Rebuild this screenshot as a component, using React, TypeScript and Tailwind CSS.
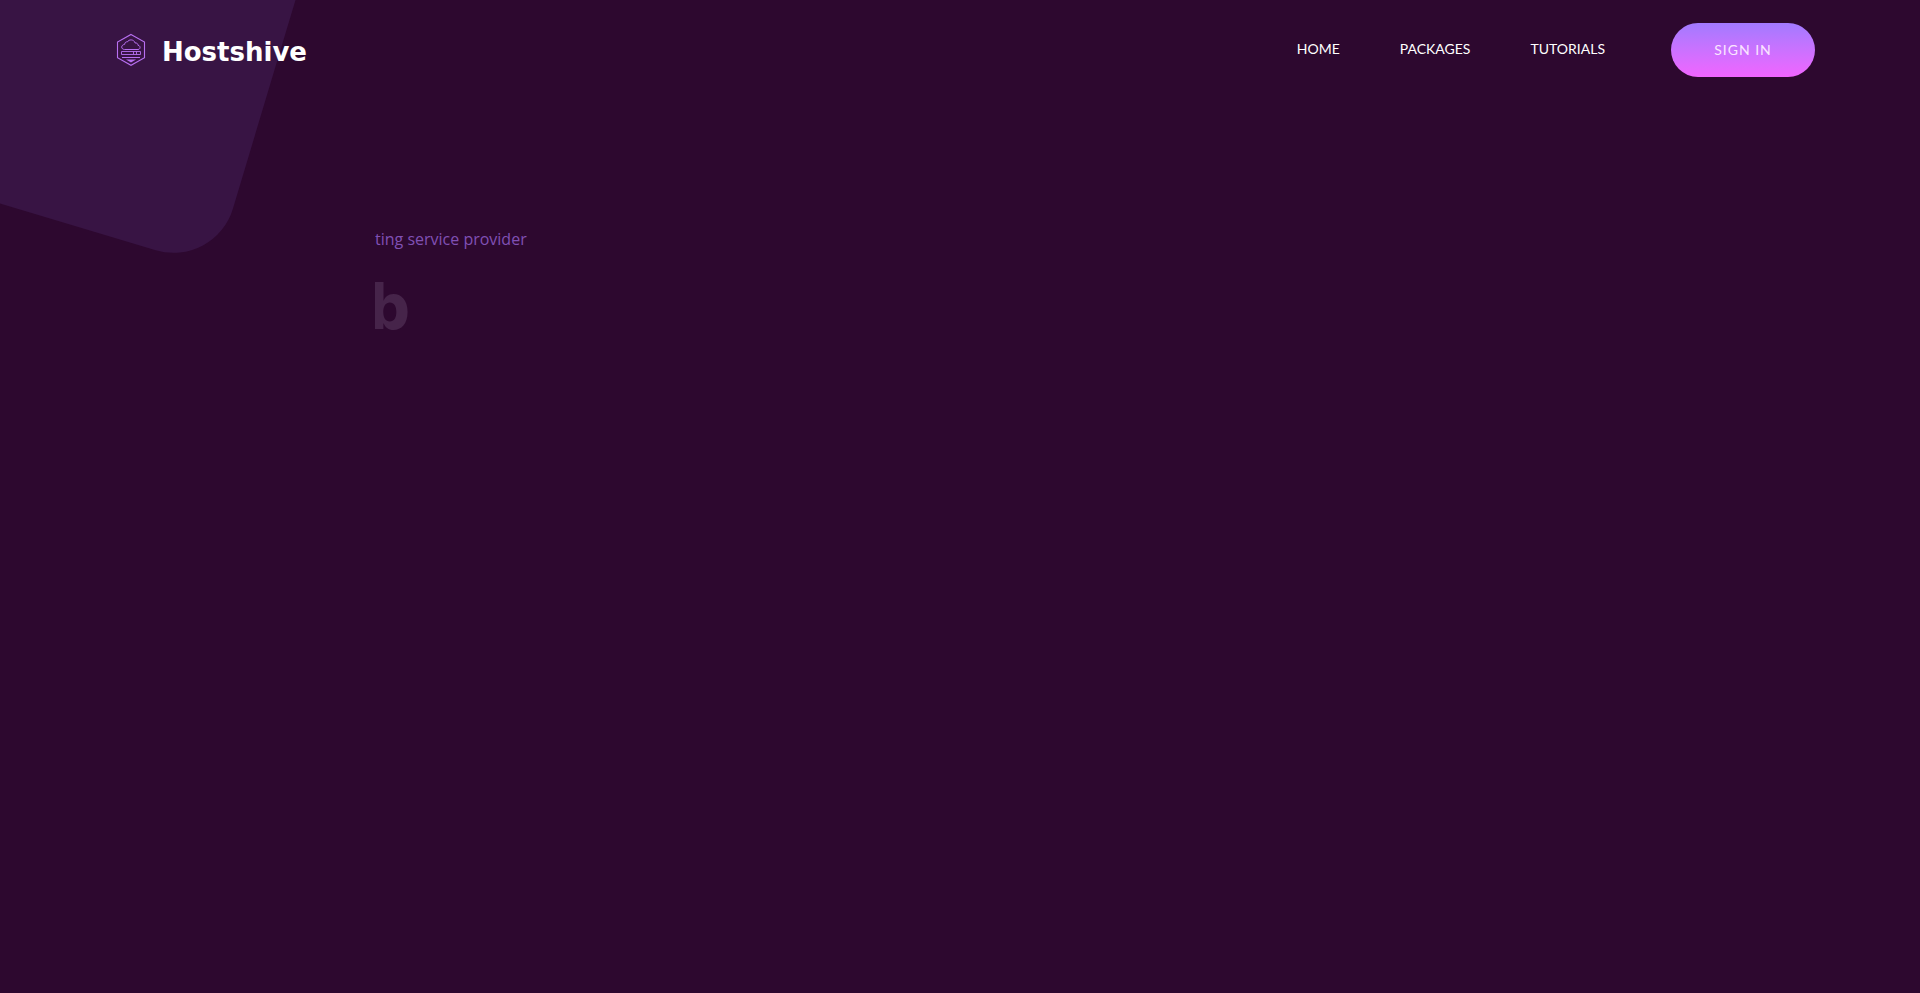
const links = ['HOME', 'PACKAGES', 'TUTORIALS'];

function HiveLogo() {
  return (
    <svg width="30" height="34" viewBox="0 0 30 34" fill="none" stroke="#b870f2" aria-hidden="true">
      <path d="M15 1.5 28.5 9v15.800L15 32.300 1.500 24.800V9Z" strokeWidth="1.1" />
      <path d="M8.500 16.500C4.700 16.300 4.800 11.900 8.700 11.300C8.700 9.300 10.200 8.700 11.500 8.800C12.700 6.200 18 6 19 9.900C21.200 9.900 22 10.900 21.900 12.200C25 12.800 24.500 16.500 22 16.500Z" strokeWidth="1" />
      <path d="M5.500 18.500H24.500V21.500H5.500ZM17.500 18.500V21.500M20.500 18.500V21.500" strokeWidth="0.9" />
      <path d="M6 24.500H24" strokeWidth="1" />
      <path d="M10 26.500H20L15 29.400Z" fill="#b870f2" stroke="none" />
    </svg>
  );
}

export default function App() {
  return (
    <div className="relative min-h-screen overflow-hidden bg-[#2d082f] font-['Open_Sans',sans-serif]">
      <div className="absolute -top-[181px] -left-[119px] size-[400px] rotate-[16.7deg] rounded-[62px] bg-[#381444]" />
      <header className="relative flex items-center justify-between pt-[23px] pr-[105px] pl-[116px]">
        <a href="#home" className="flex items-center gap-4 font-['DejaVu_Sans',sans-serif] text-[26px] leading-8 font-bold text-white">
          <HiveLogo />
          <span className="pt-1">Hostshive</span>
        </a>
        <div className="flex items-center gap-[66px]">
          <nav className="flex gap-[60px] pb-0.5 font-['Lato',sans-serif] text-sm text-white">
            {links.map((label) => (
              <a key={label} href={`#${label.toLowerCase()}`}>{label}</a>
            ))}
          </nav>
          <button className="h-[54px] w-36 rounded-full bg-linear-to-b from-[#a17aff] to-[#f164ff] font-['Lato',sans-serif] text-sm tracking-[1px] text-[#fbe6ff]">
            SIGN IN
          </button>
        </div>
      </header>
      <main className="relative ml-[375px] overflow-hidden pt-[150px]">
        <p className="text-base leading-6 text-[#8050b4]">ting service provider</p>
        <h1 className="-ml-1.5 pt-4 font-['Inter',sans-serif] text-[64px] leading-[78px] font-extrabold text-[#46244a]">b</h1>
      </main>
    </div>
  );
}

WHAT THE TASK ASKS
Begin at the first line of the material and copy each line exactly through the one containing "const links = ['HOME', 'PACKAGES', 'TUTORIALS'];". Omit pictures.

SOLVED EXERCISE
Rebuild this screenshot as a component, using React, TypeScript and Tailwind CSS.
const links = ['HOME', 'PACKAGES', 'TUTORIALS'];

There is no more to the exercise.